Daniel Petrocelli repeated the words in the "clean room" as he stared at the 30 different pictures that had just emerged from a Fed Ex package and were spread out on an oval table. It was the middle of the Christmas recess in the Simpson civil trial, and the lead lawyer for the plaintiffs was admiring a present. There, shown 30 times over on O.J. Simpson's feet, were what the attorneys would argue was a pair of rare size-12 Bruno Magli shoes, the Lorenzo model, with the distinctive stitching, seams and design, one of only 299 pairs sold in the U.S. between 1991 and 1993. Most important, they were the kind of shoes that, the plaintiffs said, left bloody imprints at the scene where Simpson's ex-wife Nicole and would-be actor Ronald Goldman were murdered. "Ugly-ass shoes," Simpson had said during depositions, denying he owned them.

"Aren't they beautiful? Aren't they beautiful?"

Every bit of important strategizing by the plaintiffs transpired in what was dubbed the clean room. It had been set up in September in Suite 205 of the Doubletree Guest Suites Hotel, just across the street from the Santa Monica courthouse where the trial would be held.
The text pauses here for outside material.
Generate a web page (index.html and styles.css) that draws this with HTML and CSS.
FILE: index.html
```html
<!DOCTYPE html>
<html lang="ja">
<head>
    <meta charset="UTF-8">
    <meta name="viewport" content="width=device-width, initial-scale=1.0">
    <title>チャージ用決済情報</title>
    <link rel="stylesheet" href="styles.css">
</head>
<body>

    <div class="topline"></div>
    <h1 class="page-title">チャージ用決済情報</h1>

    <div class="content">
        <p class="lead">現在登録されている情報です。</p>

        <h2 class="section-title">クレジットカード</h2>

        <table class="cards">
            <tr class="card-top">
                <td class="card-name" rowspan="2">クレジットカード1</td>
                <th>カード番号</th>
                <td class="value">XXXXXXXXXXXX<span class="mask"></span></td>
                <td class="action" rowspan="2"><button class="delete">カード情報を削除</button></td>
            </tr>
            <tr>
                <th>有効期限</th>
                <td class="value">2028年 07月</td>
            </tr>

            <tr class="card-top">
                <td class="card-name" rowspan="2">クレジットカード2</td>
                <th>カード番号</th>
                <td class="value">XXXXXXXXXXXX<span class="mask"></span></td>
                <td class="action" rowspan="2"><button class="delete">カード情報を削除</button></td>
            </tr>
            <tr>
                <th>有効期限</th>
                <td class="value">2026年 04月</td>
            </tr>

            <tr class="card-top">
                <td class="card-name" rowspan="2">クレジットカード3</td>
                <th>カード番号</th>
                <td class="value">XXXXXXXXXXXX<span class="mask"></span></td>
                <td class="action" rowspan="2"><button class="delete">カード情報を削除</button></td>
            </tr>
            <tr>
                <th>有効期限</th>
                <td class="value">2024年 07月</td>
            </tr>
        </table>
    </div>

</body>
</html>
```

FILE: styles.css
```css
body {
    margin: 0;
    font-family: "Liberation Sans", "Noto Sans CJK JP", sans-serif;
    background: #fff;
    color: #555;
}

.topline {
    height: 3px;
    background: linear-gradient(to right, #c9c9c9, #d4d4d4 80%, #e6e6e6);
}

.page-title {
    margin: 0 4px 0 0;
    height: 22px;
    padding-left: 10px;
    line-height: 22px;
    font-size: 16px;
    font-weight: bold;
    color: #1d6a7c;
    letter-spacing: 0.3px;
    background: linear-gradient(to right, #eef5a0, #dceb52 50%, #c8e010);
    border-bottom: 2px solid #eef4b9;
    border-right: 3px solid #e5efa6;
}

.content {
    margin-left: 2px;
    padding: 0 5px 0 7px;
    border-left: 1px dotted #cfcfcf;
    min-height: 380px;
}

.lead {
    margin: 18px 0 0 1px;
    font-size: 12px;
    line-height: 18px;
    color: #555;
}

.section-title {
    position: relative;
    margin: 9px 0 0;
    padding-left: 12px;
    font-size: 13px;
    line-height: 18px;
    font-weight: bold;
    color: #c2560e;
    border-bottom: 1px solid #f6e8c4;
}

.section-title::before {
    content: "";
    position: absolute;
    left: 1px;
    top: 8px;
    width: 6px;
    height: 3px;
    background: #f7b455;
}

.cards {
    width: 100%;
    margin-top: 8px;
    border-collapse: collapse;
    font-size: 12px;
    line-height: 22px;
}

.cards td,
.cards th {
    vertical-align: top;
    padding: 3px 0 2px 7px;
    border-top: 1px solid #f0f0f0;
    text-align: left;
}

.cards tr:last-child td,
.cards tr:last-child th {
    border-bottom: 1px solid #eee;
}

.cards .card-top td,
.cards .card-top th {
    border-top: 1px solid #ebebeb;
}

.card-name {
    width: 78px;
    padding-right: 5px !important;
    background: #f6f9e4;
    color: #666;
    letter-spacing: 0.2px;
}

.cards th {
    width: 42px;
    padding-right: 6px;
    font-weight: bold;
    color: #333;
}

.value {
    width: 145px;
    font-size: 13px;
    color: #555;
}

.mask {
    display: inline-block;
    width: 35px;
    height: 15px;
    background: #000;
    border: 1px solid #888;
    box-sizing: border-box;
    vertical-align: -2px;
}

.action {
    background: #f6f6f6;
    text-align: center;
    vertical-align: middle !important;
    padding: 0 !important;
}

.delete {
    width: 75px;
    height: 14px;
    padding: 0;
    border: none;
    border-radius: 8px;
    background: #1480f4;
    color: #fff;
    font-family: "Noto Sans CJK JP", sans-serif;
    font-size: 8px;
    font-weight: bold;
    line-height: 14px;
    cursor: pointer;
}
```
The plaintiffs' attorneys had heard tales of "defense shenanigans" during the criminal case, so their first step was the installation of a complex alarm system to guard against breaches in security. A motion detector was activated every time the room was locked, and there were separate deadbolt locks on the back room that housed a computer linked to a mainframe at Petrocelli's office at Mitchell, Silberberg & Knupp. The back room had an important blue wastebasket; everything that went into it was put through the shredder. Periodically, Suite 205 was "swept" for bugging devices. And it was in this secure area that the plaintiffs saw the 30 keys to victory.
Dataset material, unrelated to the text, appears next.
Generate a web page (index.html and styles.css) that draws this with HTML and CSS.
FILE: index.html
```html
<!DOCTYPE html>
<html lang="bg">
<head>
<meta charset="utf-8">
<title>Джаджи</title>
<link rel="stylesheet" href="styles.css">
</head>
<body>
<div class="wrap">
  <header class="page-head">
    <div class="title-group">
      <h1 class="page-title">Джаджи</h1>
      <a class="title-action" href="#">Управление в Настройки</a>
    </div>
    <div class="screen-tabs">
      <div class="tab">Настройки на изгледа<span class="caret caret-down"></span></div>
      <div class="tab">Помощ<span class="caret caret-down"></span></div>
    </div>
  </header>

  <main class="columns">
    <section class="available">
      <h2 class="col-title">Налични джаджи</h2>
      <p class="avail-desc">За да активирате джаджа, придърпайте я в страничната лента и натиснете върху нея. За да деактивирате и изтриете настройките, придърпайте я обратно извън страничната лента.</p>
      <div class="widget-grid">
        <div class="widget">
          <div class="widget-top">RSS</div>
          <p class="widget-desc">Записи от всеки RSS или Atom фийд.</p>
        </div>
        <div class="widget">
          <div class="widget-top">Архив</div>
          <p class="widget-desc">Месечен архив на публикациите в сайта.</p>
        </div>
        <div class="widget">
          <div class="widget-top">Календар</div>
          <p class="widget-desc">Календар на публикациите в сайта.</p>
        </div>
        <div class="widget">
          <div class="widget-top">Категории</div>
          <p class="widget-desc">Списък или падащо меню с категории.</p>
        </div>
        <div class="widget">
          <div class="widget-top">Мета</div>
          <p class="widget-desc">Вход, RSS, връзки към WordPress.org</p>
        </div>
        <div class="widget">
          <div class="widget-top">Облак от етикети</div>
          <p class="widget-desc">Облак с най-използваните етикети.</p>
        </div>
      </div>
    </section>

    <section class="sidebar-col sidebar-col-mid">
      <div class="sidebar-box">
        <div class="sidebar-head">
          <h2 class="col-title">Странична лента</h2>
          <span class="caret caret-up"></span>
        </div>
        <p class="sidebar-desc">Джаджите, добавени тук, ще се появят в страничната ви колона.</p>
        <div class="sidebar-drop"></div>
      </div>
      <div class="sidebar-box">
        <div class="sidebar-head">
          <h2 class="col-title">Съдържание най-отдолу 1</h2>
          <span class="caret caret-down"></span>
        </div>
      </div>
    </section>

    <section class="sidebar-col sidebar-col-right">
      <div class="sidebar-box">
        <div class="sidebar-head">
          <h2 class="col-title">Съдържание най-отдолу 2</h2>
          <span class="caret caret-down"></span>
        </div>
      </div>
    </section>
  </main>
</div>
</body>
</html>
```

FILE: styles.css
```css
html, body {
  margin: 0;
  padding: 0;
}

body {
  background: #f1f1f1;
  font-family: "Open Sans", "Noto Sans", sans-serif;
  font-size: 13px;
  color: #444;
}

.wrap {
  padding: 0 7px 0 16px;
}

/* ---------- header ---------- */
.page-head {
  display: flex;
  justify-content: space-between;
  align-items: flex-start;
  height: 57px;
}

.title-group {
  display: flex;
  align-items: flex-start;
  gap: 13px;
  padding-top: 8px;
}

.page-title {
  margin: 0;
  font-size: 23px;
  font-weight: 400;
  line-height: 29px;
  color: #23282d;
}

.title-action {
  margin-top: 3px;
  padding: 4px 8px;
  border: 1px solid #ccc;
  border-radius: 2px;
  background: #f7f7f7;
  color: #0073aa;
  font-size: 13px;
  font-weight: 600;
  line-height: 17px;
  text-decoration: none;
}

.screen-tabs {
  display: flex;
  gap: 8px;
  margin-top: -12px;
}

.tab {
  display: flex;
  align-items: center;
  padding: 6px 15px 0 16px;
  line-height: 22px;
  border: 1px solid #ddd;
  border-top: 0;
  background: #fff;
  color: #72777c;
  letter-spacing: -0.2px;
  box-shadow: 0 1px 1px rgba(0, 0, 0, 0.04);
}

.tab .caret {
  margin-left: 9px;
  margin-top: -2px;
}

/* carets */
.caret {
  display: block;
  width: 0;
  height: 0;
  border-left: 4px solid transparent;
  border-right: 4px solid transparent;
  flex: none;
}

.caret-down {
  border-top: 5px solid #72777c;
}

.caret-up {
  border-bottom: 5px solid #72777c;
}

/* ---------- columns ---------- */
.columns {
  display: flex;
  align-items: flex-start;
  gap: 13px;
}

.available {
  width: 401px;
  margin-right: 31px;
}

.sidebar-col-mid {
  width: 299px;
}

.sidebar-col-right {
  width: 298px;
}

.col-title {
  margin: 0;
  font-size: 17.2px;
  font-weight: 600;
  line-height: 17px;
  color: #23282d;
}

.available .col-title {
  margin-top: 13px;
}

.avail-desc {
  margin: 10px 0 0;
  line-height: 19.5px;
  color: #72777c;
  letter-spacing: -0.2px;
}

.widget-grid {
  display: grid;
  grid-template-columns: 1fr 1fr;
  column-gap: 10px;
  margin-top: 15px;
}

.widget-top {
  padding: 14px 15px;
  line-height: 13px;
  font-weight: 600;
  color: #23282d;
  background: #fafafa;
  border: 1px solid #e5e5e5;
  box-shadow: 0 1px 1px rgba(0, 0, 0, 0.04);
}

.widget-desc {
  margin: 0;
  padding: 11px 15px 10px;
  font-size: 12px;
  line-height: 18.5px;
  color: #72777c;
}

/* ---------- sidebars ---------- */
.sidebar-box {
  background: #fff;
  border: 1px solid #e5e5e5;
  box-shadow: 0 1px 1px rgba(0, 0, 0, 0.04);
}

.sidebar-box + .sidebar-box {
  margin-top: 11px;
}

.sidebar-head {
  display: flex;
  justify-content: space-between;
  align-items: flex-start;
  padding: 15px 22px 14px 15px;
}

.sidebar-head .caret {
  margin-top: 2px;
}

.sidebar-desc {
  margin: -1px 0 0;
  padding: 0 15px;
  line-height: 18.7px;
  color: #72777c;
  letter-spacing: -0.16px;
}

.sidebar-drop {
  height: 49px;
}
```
Until the photos were uncovered, Petrocelli had been concerned about the shoes. Earlier in the course of the trial, he had presented a single photograph of Simpson wearing Bruno Maglis taken by photographer Harry Scull. The defense declared the photo was a fake, and Petrocelli was afraid the jury might buy into that claim-even though his partner Peter Gelblum had brutally discredited the defense photo expert, Robert Groden, a J.F.K. assassination buff with no formal training in photography. Then came word that other pictures existed. "Oh, my God. Are they real?" Gelblum asked Petrocelli.